Choosing your off-campus apartment, or choosing whether to even move off campus in the first place can be a difficult decision. After you have taken tours of some apartments, you might feel stuck with choosing between them. There are many factors to consider.

Parking

Does your apartment or house come with parking spots included? Are there enough spaces for you and your roommates, or do you have to fight over the space? If there is no parking included, do your research and see if there is any free street parking nearby. Also, look into nearby parking garages. At my apartment on High Street, the parking garage nearby costs $90 per month, along with a $200 activation fee. That’s $1,280 for the year.

Laundry

Does your place have a washer and dryer included? If it doesn’t, laundry is going to be a hassle. You’ll either need to drive to the nearest laundromat (assuming that you are paying to park a car here to begin with) or you’ll need to be in walking distance to a laundromat. My biggest regret in choosing my apartment is not having a washer and dryer included. I live two blocks from a laundromat. It seemed close enough at the time, but it’s a hassle and time-consuming. I always put off doing it.

Sharing Rooms

If you plan on living with more than one other person, you will need to decide which people in the group are sharing a room, and which people are not. The biggest issue here is negotiating the pay difference between people who are sharing a room and people who aren’t. Sharing a room can be a huge money-saver, but make sure you’re paying less than people who have their own rooms.

Rent should be divided between rooms, not people. For example, if your rent for a three bedroom apartment is $2100, that means $700 per room. People sharing a room should pay $350 each. However, this can be debated if the rooms are all different sizes.

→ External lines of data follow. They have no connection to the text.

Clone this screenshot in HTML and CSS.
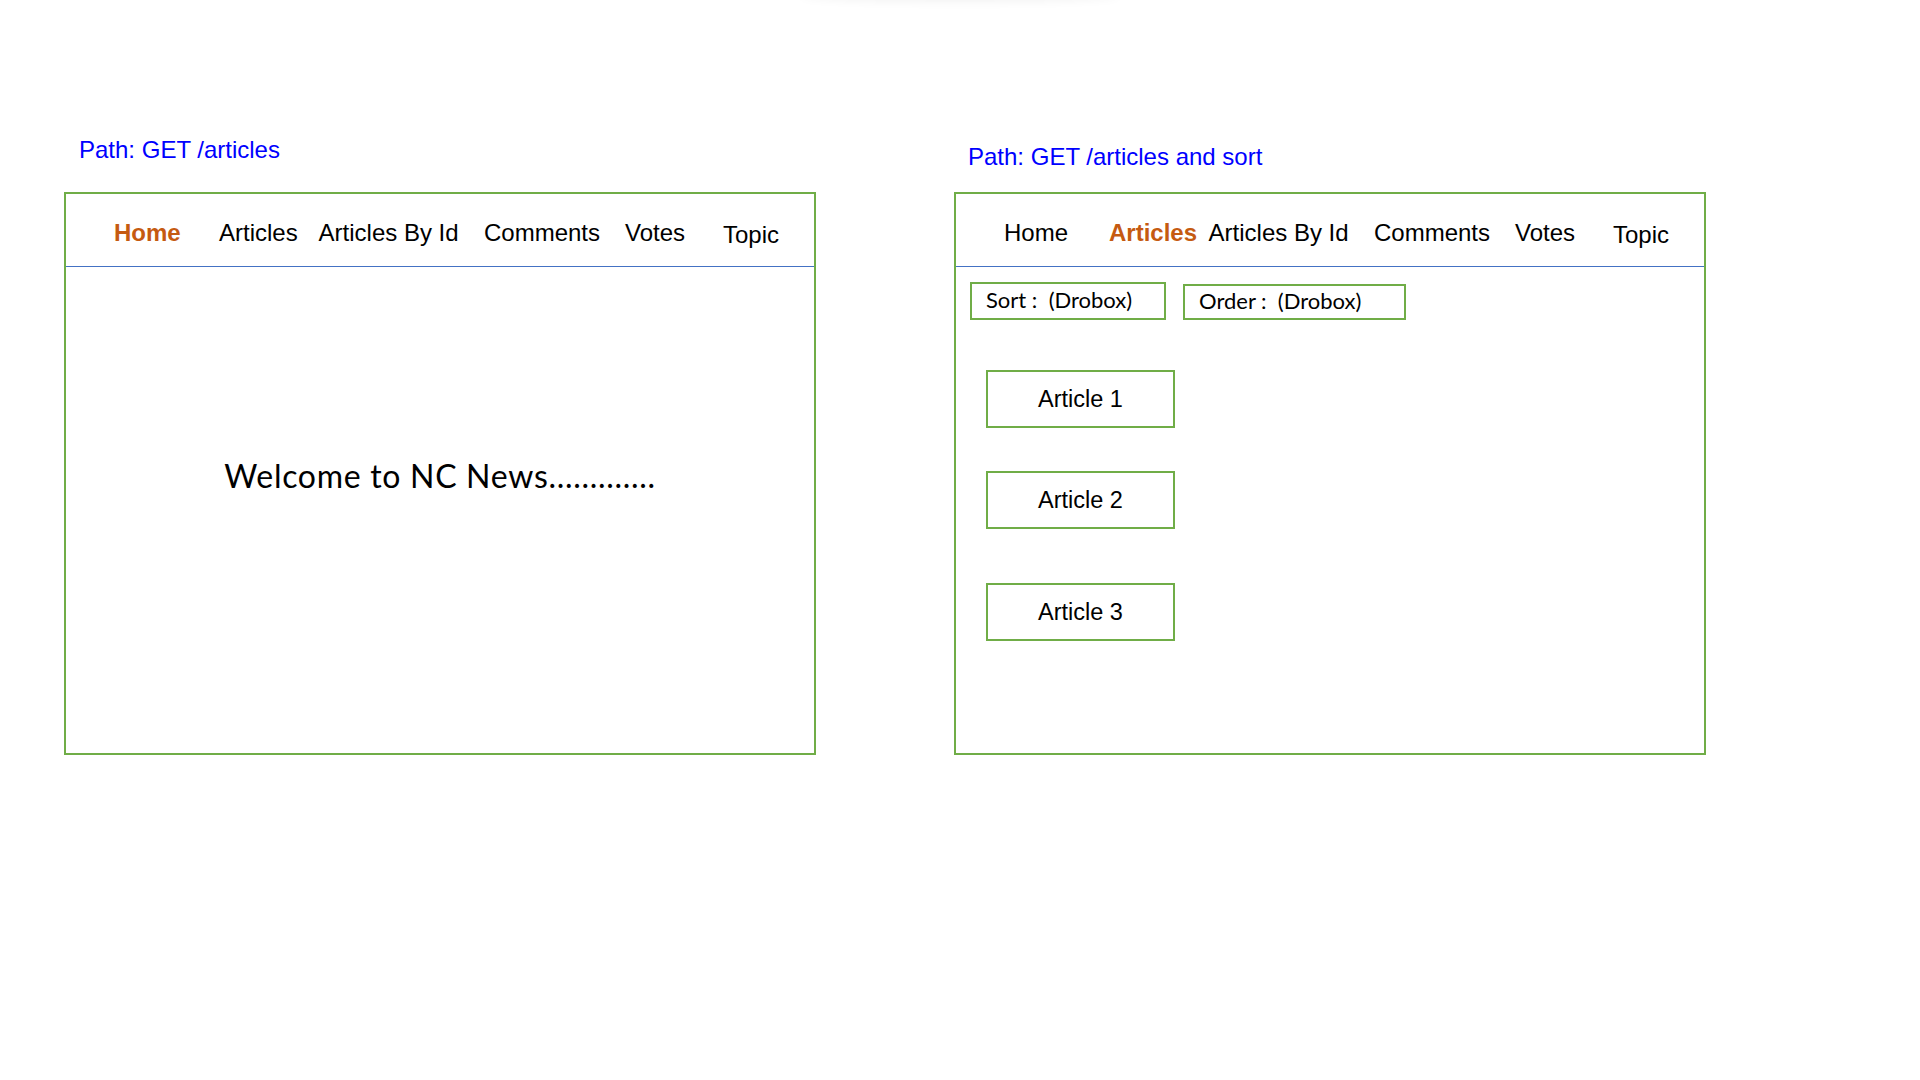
FILE: index.html
```html
<!DOCTYPE html>
<html lang="en">
<head>
<meta charset="utf-8">
<title>NC News wireframes</title>
<link rel="stylesheet" href="styles.css">
</head>
<body>
<div class="top-shadow"></div>
<main class="board">
  <section class="column column-left">
    <p class="path path-left">Path: GET /articles</p>
    <div class="frame">
      <nav class="nav">
        <span class="nav-item active">Home</span>
        <span class="nav-item">Articles</span>
        <span class="nav-item">Articles By Id</span>
        <span class="nav-item">Comments</span>
        <span class="nav-item">Votes</span>
        <span class="nav-item nav-low">Topic</span>
      </nav>
      <div class="home-body">
        <p class="welcome">Welcome to NC News.............</p>
      </div>
    </div>
  </section>
  <section class="column column-right">
    <p class="path path-right">Path: GET /articles and sort</p>
    <div class="frame">
      <nav class="nav">
        <span class="nav-item">Home</span>
        <span class="nav-item active">Articles</span>
        <span class="nav-item">Articles By Id</span>
        <span class="nav-item">Comments</span>
        <span class="nav-item">Votes</span>
        <span class="nav-item nav-low">Topic</span>
      </nav>
      <div class="articles-body">
        <div class="filters">
          <div class="select select-sort">Sort :&nbsp; (Drobox)</div>
          <div class="select select-order">Order :&nbsp; (Drobox)</div>
        </div>
        <div class="article-list">
          <div class="article">Article 1</div>
          <div class="article">Article 2</div>
          <div class="article">Article 3</div>
        </div>
      </div>
    </div>
  </section>
</main>
</body>
</html>
```
FILE: styles.css
```css
* { box-sizing: border-box; }
html, body {
  margin: 0;
  padding: 0;
  background: #ffffff;
}
body {
  width: 1920px;
  height: 1080px;
  position: relative;
  overflow: hidden;
  font-family: "Liberation Sans", Arial, sans-serif;
  color: #000;
}
.top-shadow {
  position: absolute;
  left: 800px;
  top: -12px;
  width: 320px;
  height: 12px;
  border-radius: 50%;
  box-shadow: 0 2px 10px rgba(0,0,0,0.05);
}
.board {
  display: flex;
  padding-left: 64px;
  gap: 138px;
}
.column {
  display: flex;
  flex-direction: column;
  width: 752px;
}
.path {
  margin: 0;
  font-size: 24px;
  line-height: 28px;
  height: 28px;
  color: #0000ff;
}
.path-left {
  margin-top: 136px;
  margin-bottom: 28px;
  padding-left: 15px;
}
.path-right {
  margin-top: 143px;
  margin-bottom: 21px;
  padding-left: 14px;
}
.frame {
  width: 752px;
  height: 563px;
  border: 2px solid #70ad47;
  display: flex;
  flex-direction: column;
}
.nav {
  display: grid;
  grid-template-columns: 105px 99.6px 165.4px 141px 98px auto;
  padding: 25px 0 17px 48px;
  border-bottom: 1px solid #4472c4;
  font-size: 24px;
  line-height: 28px;
  align-items: start;
}
.nav-item { white-space: nowrap; }
.nav-item.active {
  font-weight: bold;
  color: #c55a11;
}
.nav-low { margin-top: 2px; }
.home-body {
  flex: 1;
  padding-top: 189px;
}
.welcome {
  margin: 0;
  text-align: center;
  font-family: Lato, "Open Sans", sans-serif;
  font-size: 32px;
  line-height: 40px;
  letter-spacing: 0.7px;
}
.articles-body {
  flex: 1;
  padding: 15px 0 0 14px;
}
.filters {
  display: flex;
  align-items: flex-end;
  gap: 17px;
}
.select {
  border: 2px solid #70ad47;
  font-family: Lato, "Open Sans", sans-serif;
  font-size: 22px;
  white-space: nowrap;
}
.select-sort {
  width: 196px;
  height: 38px;
  padding: 2px 0 0 14px;
  line-height: 28px;
}
.select-order {
  width: 223px;
  height: 36px;
  padding: 1px 0 0 14px;
  line-height: 28px;
}
.article-list {
  display: flex;
  flex-direction: column;
  gap: 43px;
  margin-top: 50px;
  padding-left: 16px;
}
.article {
  width: 189px;
  height: 58px;
  border: 2px solid #70ad47;
  display: flex;
  align-items: center;
  justify-content: center;
  font-size: 23.5px;
}
.article:last-child { margin-top: 11px; }
```
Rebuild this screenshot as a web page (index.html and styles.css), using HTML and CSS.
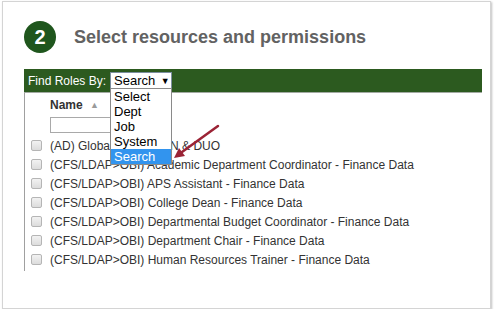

In a three bedroom apartment between some students I know, two of the roommates are sharing a room, and the other two have their own rooms. Instead of the two roommates dividing the cost of the one room, they signed a deal to pay only $50 less per person for sharing a room. This means that the people with their own rooms are only paying $50 more per month for this huge benefit. Make sure your division of rent is fair before signing on it.

Breaks

When deciding if moving off campus is right for you, keep in mind that most leases run from June to June. This means that you’ll still have to pay rent all summer if you only plan to move in at the end of August. And, if you go home for the six-week winter break, that’s another month and a half worth of rent wasted. Make sure that the money you’re putting in is worth it.